*Task to carry out*
Copy all lines of the listing that include the string "document".

*Supplied information*
______________________________
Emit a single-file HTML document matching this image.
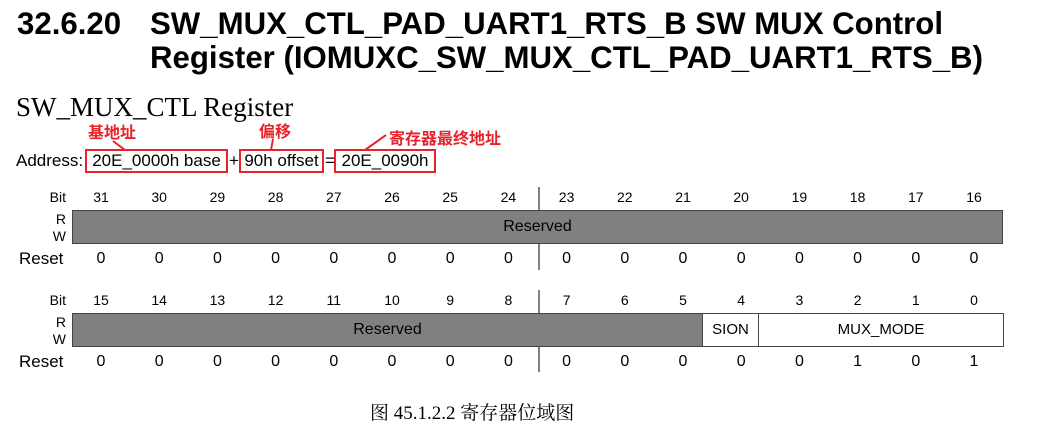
<!DOCTYPE html>
<html><head><meta charset="utf-8"><style>
body{margin:0;width:1047px;height:429px;background:#fff;position:relative;overflow:hidden;font-family:"Liberation Sans",sans-serif;color:#000}
.a{position:absolute;white-space:nowrap}
.h{font-weight:bold;font-size:31.2px;line-height:32px}
.n{font-size:14px;width:58px;text-align:center}
.z{font-size:16px;width:58px;text-align:center}
.red{color:#e8222a;font-weight:bold;font-size:16px;font-family:"Liberation Sans","Noto Sans CJK SC",sans-serif}
.box{position:absolute;border:2px solid #e8222a;box-sizing:border-box;font-size:17px;line-height:20px;text-align:center}
.lab{font-size:14px;text-align:right;width:50px}
.ad{font-size:17px}
</style></head><body>
<div class="a h" style="left:17px;top:8px">32.6.20</div>
<div class="a h" style="left:150px;top:8px">SW_MUX_CTL_PAD_UART1_RTS_B SW MUX Control</div>
<div class="a h" style="left:150px;top:42px">Register (IOMUXC_SW_MUX_CTL_PAD_UART1_RTS_B)</div>
<div class="a" style="left:16px;top:92px;font-family:'Liberation Serif',serif;font-size:27px;line-height:30px">SW_MUX_CTL Register</div>

<div class="a red" style="left:88px;top:119px">基地址</div>
<div class="a red" style="left:259px;top:118px">偏移</div>
<div class="a red" style="left:389px;top:125px">寄存器最终地址</div>
<svg class="a" style="left:0;top:0" width="1047" height="429"><g stroke="#e8222a" stroke-width="2"><line x1="113" y1="141" x2="125" y2="150"/><line x1="273" y1="139" x2="271" y2="150"/><line x1="386" y1="135" x2="365" y2="150"/></g>
<line x1="539" y1="187" x2="539" y2="270" stroke="#000" stroke-width="1"/>
<line x1="539" y1="290" x2="539" y2="372" stroke="#000" stroke-width="1"/></svg>
<div class="a ad" style="left:16px;top:151px">Address:</div>
<div class="box" style="left:85px;top:149px;width:143px;height:24px">20E_0000h base</div>
<div class="a ad" style="left:229px;top:151px">+</div>
<div class="box" style="left:239px;top:149px;width:85px;height:24px">90h offset</div>
<div class="a ad" style="left:325px;top:151px">=</div>
<div class="box" style="left:334px;top:149px;width:102px;height:24px">20E_0090h</div>

<div class="a lab" style="left:16px;top:189px">Bit</div>
<div class="a lab" style="left:16px;top:211px">R</div>
<div class="a lab" style="left:16px;top:228px">W</div>
<div class="a" style="left:19px;top:249px;font-size:17px">Reset</div>
<div class="a" style="left:72px;top:210px;width:931px;height:34px;background:#808080;border:1px solid #444;box-sizing:border-box;text-align:center;line-height:32px;font-size:16px">Reserved</div>

<div class="a lab" style="left:16px;top:292px">Bit</div>
<div class="a lab" style="left:16px;top:314px">R</div>
<div class="a lab" style="left:16px;top:331px">W</div>
<div class="a" style="left:19px;top:352px;font-size:17px">Reset</div>
<div class="a" style="left:72px;top:313px;width:932px;height:34px;border:1px solid #444;box-sizing:border-box;background:#fff"></div>
<div class="a" style="left:72px;top:313px;width:631px;height:34px;background:#808080;border:1px solid #444;box-sizing:border-box;text-align:center;line-height:32px;font-size:16px">Reserved</div>
<div class="a" style="left:703px;top:313px;width:56px;height:34px;border:1px solid #444;border-left:none;box-sizing:border-box;text-align:center;line-height:32px;font-size:15px">SION</div>
<div class="a" style="left:758px;top:313px;width:246px;height:34px;text-align:center;line-height:34px;font-size:15px">MUX_MODE</div>

<div id="nums"></div>
<script>
var h='';
for(var i=0;i<16;i++){var x=72+i*58.2;
h+='<div class="a n" style="left:'+(x)+'px;top:189px">'+(31-i)+'</div>';
h+='<div class="a z" style="left:'+(x)+'px;top:250px">0</div>';
h+='<div class="a n" style="left:'+(x)+'px;top:292px">'+(15-i)+'</div>';
var r=[0,0,0,0,0,0,0,0,0,0,0,0,0,1,0,1][i];
h+='<div class="a z" style="left:'+(x)+'px;top:353px">'+r+'</div>';}
document.getElementById('nums').innerHTML=h;
</script>
<div class="a" style="left:370px;top:398px;font-size:19px;font-family:'Liberation Serif','Noto Serif CJK SC',serif">图 45.1.2.2 寄存器位域图</div>
</body></html>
______________________________
*Expected answer*
Emit a single-file HTML document matching this image.
document.getElementById('nums').innerHTML=h;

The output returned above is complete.